Ist ihnen Fronleichnam wichtig? „Schon“, nicken beide. „Wir sind sehr religiös“, bekräftigt der ehemalige Vorstandsdirektor der Sparkasse Egg, „aber nicht fanatisch religiös. Wir denken selber mit.“ Der Fronleichnamstag diene doch eigentlich dazu, „zu seinem Glauben öffentlich zu stehen“. Auch wenn das manchmal schwerfällt.

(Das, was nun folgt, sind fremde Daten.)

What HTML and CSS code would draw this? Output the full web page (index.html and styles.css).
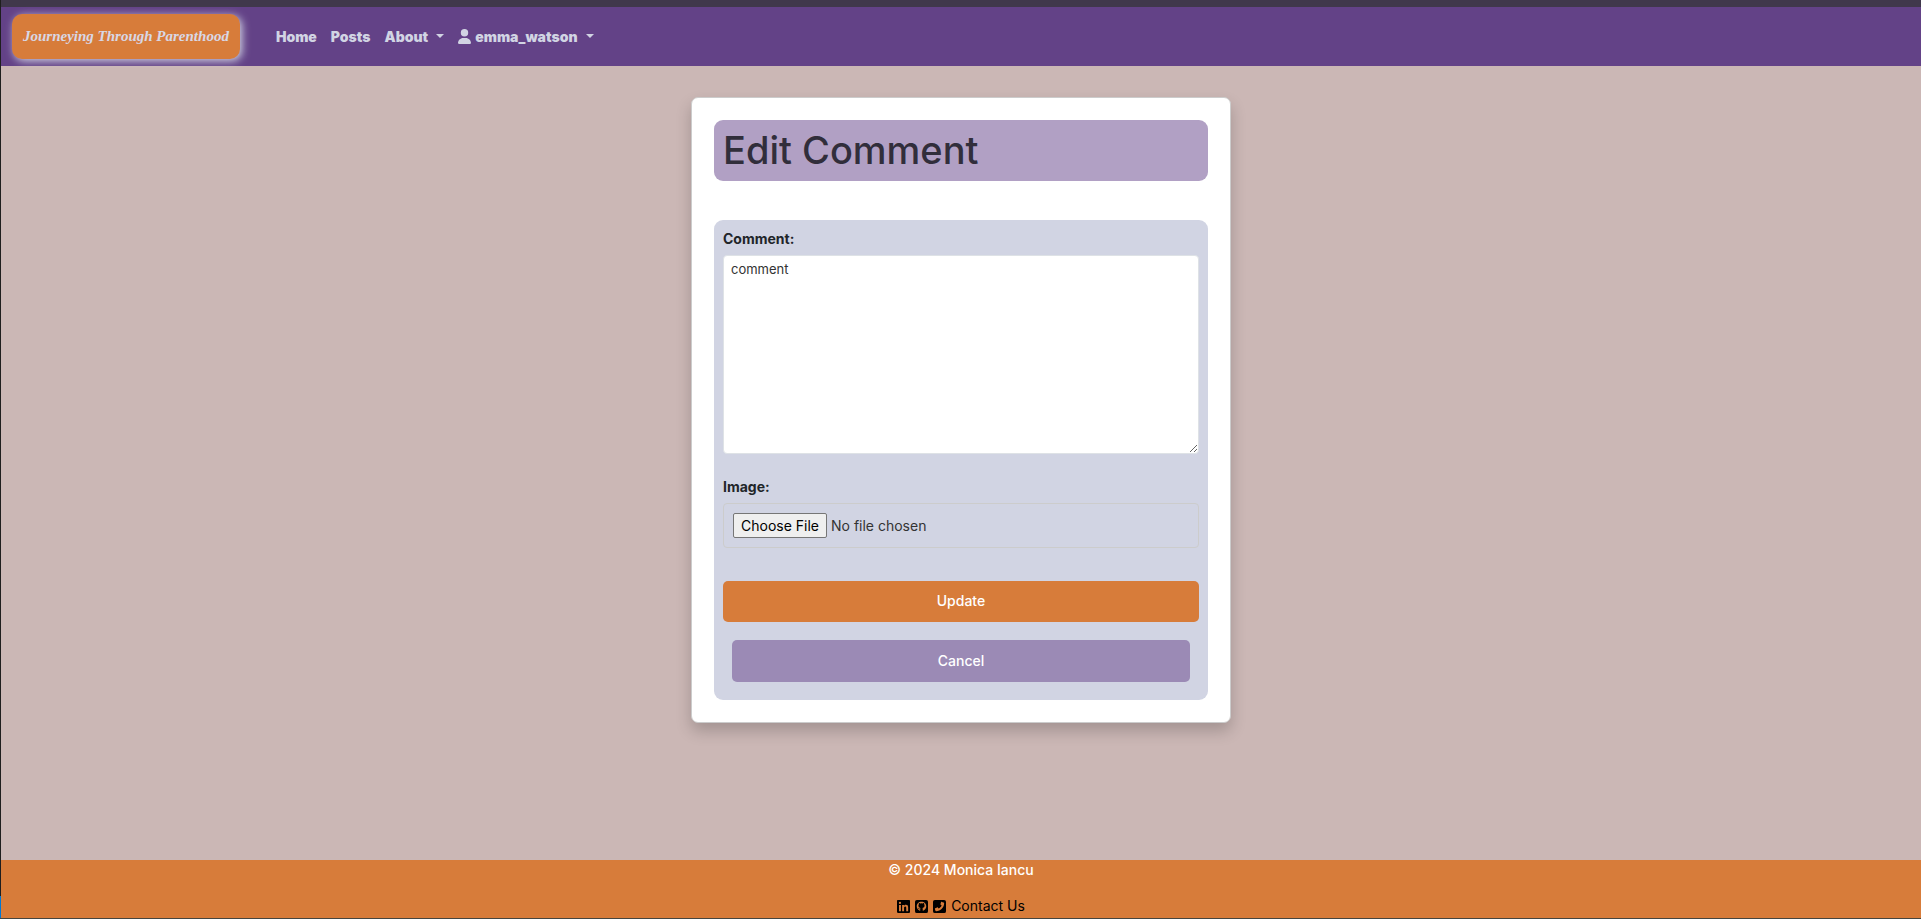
FILE: index.html
```
<!DOCTYPE html>
<html lang="en">
<head>
<meta charset="utf-8">
<meta name="viewport" content="width=device-width, initial-scale=1">
<title>Edit Comment</title>
<link rel="stylesheet" href="styles.css">
</head>
<body>
<div class="page">
  <header class="navbar">
    <a class="brand" href="#">Journeying Through Parenthood</a>
    <nav class="nav-links">
      <a class="nav-link" href="#">Home</a>
      <a class="nav-link" href="#">Posts</a>
      <button class="nav-link" type="button">About<span class="caret"></span></button>
      <button class="nav-link" type="button"><svg class="user-icon" viewBox="0 0 448 512" aria-hidden="true"><path d="M224 256A128 128 0 1 0 224 0a128 128 0 1 0 0 256zm-45.700 48C79.800 304 0 383.800 0 482.300C0 498.700 13.300 512 29.700 512H418.300c16.400 0 29.700-13.300 29.700-29.700C448 383.800 368.200 304 269.700 304H178.300z"/></svg>emma_watson<span class="caret"></span></button>
    </nav>
  </header>
  <main class="main">
    <section class="card">
      <h1 class="title">Edit Comment</h1>
      <form class="form">
        <label class="label" for="comment">Comment:</label>
        <textarea class="comment" id="comment">comment</textarea>
        <label class="label" for="image">Image:</label>
        <input class="file" id="image" type="file">
        <button class="btn update" type="button">Update</button>
        <a class="btn cancel" href="#">Cancel</a>
      </form>
    </section>
  </main>
  <footer class="footer">
    <p class="copyright">© 2024 Monica Iancu</p>
    <div class="contact">
      <a class="social" href="#" aria-label="LinkedIn"><svg viewBox="0 0 448 448"><path d="M416 0H31.900C14.300 0 0 14.500 0 32.300v383.400C0 433.500 14.300 448 31.900 448H416c17.600 0 32-14.500 32-32.300V32.300C448 14.500 433.600 0 416 0zM135.400 384H69V170.200h66.500V384zM102.200 141a38.500 38.500 0 1 1 0-77 38.500 38.500 0 0 1 0 77zM384.300 384h-66.400V280c0-24.800-.5-56.700-34.500-56.700-34.600 0-39.900 27-39.900 54.900V384h-66.400V170.200h63.700v29.200h.9c8.900-16.800 30.600-34.500 62.900-34.500 67.200 0 79.700 44.300 79.700 101.900V384z"/></svg></a>
      <a class="social" href="#" aria-label="GitHub"><svg viewBox="0 0 448 448"><path fill-rule="evenodd" d="M64 0h320a64 64 0 0 1 64 64v320a64 64 0 0 1-64 64H64a64 64 0 0 1-64-64V64A64 64 0 0 1 64 0zM224 58C130 58 60 130 60 218c0 73 45 132 108 154 9 2 12-4 12-9v-42c-46 10-56-20-56-20-8-19-18-25-18-25-15-11 1-10 1-10 17 1 26 18 26 18 15 26 40 19 49 14 1-11 6-19 11-23-37-4-75-18-75-82 0-18 6-34 17-46-2-4-8-20 2-43 0 0 14-4 45 17a155 155 0 0 1 84 0c31-21 45-17 45-17 10 23 4 39 2 43 11 12 17 28 17 46 0 64-38 78-75 82 6 5 12 15 12 31v57c0 5 3 11 12 9 63-22 109-81 109-154C388 130 318 58 224 58z"/></svg></a>
      <a class="social" href="#" aria-label="Phone"><svg viewBox="0 0 448 448"><path fill-rule="evenodd" d="M64 0h320a64 64 0 0 1 64 64v320a64 64 0 0 1-64 64H64a64 64 0 0 1-64-64V64A64 64 0 0 1 64 0zM278 73c8-9 20-10 30-7l56 16c12 3 20 12 20 24 0 154-124 278-278 278-12 0-21-8-24-20l-16-56c-3-10 1-22 11-27l64-26c9-4 19-1 26 7l26 33c46-22 83-59 105-105l-33-26c-8-7-11-17-7-26z"/></svg></a>
      <a class="contact-link" href="#">Contact Us</a>
    </div>
  </footer>
</div>
</body>
</html>
```
FILE: styles.css
```
* { box-sizing: border-box; }

body {
  margin: 0;
  font-family: Inter, "Open Sans", sans-serif;
  font-size: 14px;
  line-height: 20px;
  color: #212529;
}

a { color: inherit; text-decoration: none; }

.page {
  min-height: 100vh;
  display: flex;
  flex-direction: column;
  border-bottom: 1px solid #45463f;
  padding-left: 1px;
  background:
    linear-gradient(#0078d4, #0078d4) left bottom / 1px 22px no-repeat,
    linear-gradient(#1e1e1e, #1e1e1e) left top / 1px 100% no-repeat,
    #cbb7b5;
}

.navbar {
  display: flex;
  align-items: center;
  gap: 29px;
  padding: 7px 11px;
  background: #634287;
  border-top: 7px solid #40384b;
}

.brand {
  padding: 12px 11px 13px;
  border-radius: 10px;
  background: #d77c3a;
  color: #d8d8e6;
  box-shadow: 2px 2px 8px #d1d4e3;
  font-family: "Liberation Serif", serif;
  font-size: 15px;
  font-style: italic;
  font-weight: 700;
}

.nav-links { display: flex; }

.nav-link {
  display: flex;
  align-items: center;
  padding: 8px 7px;
  border: 0;
  background: none;
  color: #d1d4e3;
  font: inherit;
  font-weight: 900;
  cursor: pointer;
}

.caret {
  margin: 0 0 2px 8px;
  border: 4px solid transparent;
  border-top-color: currentColor;
  border-bottom: 0;
}

.user-icon {
  width: 13px;
  height: 15px;
  margin-right: 4px;
  fill: currentColor;
}

.main {
  flex: 1;
  padding: 31px 16px;
}

.card {
  max-width: 540px;
  margin: 0 auto;
  padding: 22px;
  background: #fff;
  border: 1px solid #ccc;
  border-radius: 7px;
  box-shadow: 0 8px 16px rgba(0, 0, 0, 0.2);
}

.title {
  margin: 0 0 39px;
  padding: 8px 9px;
  border-radius: 9px;
  background: #b1a0c4;
  color: #312e3b;
  font-size: 38px;
  font-weight: 500;
  line-height: 45px;
}

.form {
  display: flex;
  flex-direction: column;
  padding: 9px 9px 18px;
  border-radius: 9px;
  background: #d1d4e3;
}

.label {
  margin-bottom: 6px;
  font-weight: 700;
}

.comment {
  height: 199px;
  margin-bottom: 23px;
  padding: 3px 7px;
  border: 1px solid #dee2e6;
  border-radius: 4px;
  background: #fff;
  color: #333;
  font: inherit;
  font-size: 13px;
  resize: vertical;
}

.file {
  height: 45px;
  margin-bottom: 33px;
  padding: 9px;
  border: 1px solid #ccc;
  border-radius: 4px;
  color: #333;
  font: inherit;
}

.file::file-selector-button {
  height: 25px;
  padding: 1px 7px;
  border: 1px solid #767676;
  border-radius: 2px;
  background: #efefef;
  color: #000;
  font: inherit;
}

.btn {
  padding: 11px;
  border: 0;
  border-radius: 5px;
  color: #fff;
  font: inherit;
  font-weight: 500;
  text-align: center;
  cursor: pointer;
}

.update {
  padding: 10px 11px 11px;
  background: #d77c3a;
}

.cancel {
  margin: 18px 9px 0;
  background: #9b8ab5;
}

.footer {
  padding-bottom: 2px;
  background: #d77c3a;
  text-align: center;
}

.copyright {
  margin: 0 0 16px;
  color: #fff;
  font-weight: 500;
}

.contact {
  display: flex;
  justify-content: center;
  align-items: center;
  gap: 5px;
  color: #000;
}

.social {
  display: block;
  width: 13px;
  height: 13px;
}

.social svg { display: block; }
```
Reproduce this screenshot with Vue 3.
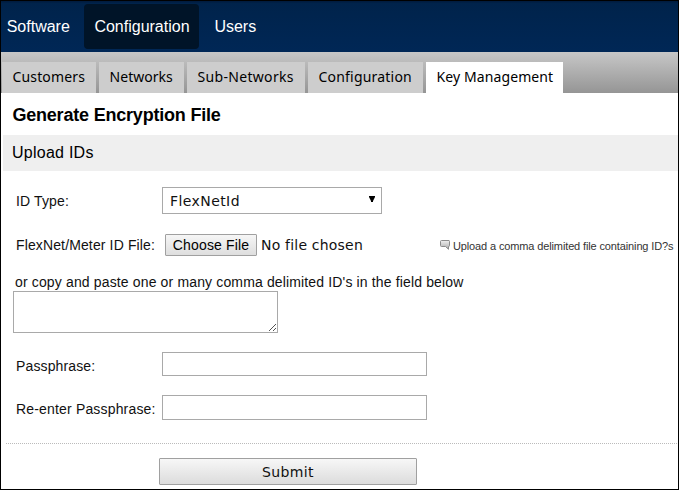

Mitunter Ehrlichkeit vermisst

Sie vermissen mitunter die Ehrlichkeit in der Amtskirche. Als ihr Sohn Günther, zum Priester geweiht, sich doch für die Ehe entschied, und danach weder er noch seine Frau Carmen weiterhin Religion unterrichten durften, war das so ein Testfall in Sachen Ehrlichkeit. Und doch haben Inge und Adolf ihr Leben innerhalb der Kirche nie bezweifelt. Was hält sie? „Unser Vertrauen zu Gott.“ Und Adolf fügt an, dass ihnen beiden das vielleicht „a klin“ leichter fällt, weil sie beide in Familien aufgewachsen sind, „wo man uns mögen hat“. In wenigen Worten umreißt Adolf die Atmosphäre der „kleinbäuerlichen Familie mit acht Geschwistern“, in der er aufwachsen durfte, und da wird einem trotz frühwinterlicher Temperaturen draußen ganz warm ums Herz. Inge und Adolf geben, was sie selber erfahren haben, ihren Kindern und Enkelkindern weiter. So geschieht der sonntägliche Gottesdienstbesuch ganz selbstverständlich. Selbst die drei Enkel gehen mit. Schließlich war der Opa lange Jahre Pfarrgemeinderat. Vielleicht wird auch ein Mädchen aus dem Haus Willi einmal als eine von vier „Schappele-Schmelga“ in Wäldartracht die Muttergottes in der Prozession tragen. Inge Willi durfte das nie. Warum denn? „Weil ich keine Tracht besitze“, sagt sie. Und Adolf fügt schmunzelnd hinzu: „An Bubikopf hattest du auch.“ Zöpfe waren damals nämlich Pflicht.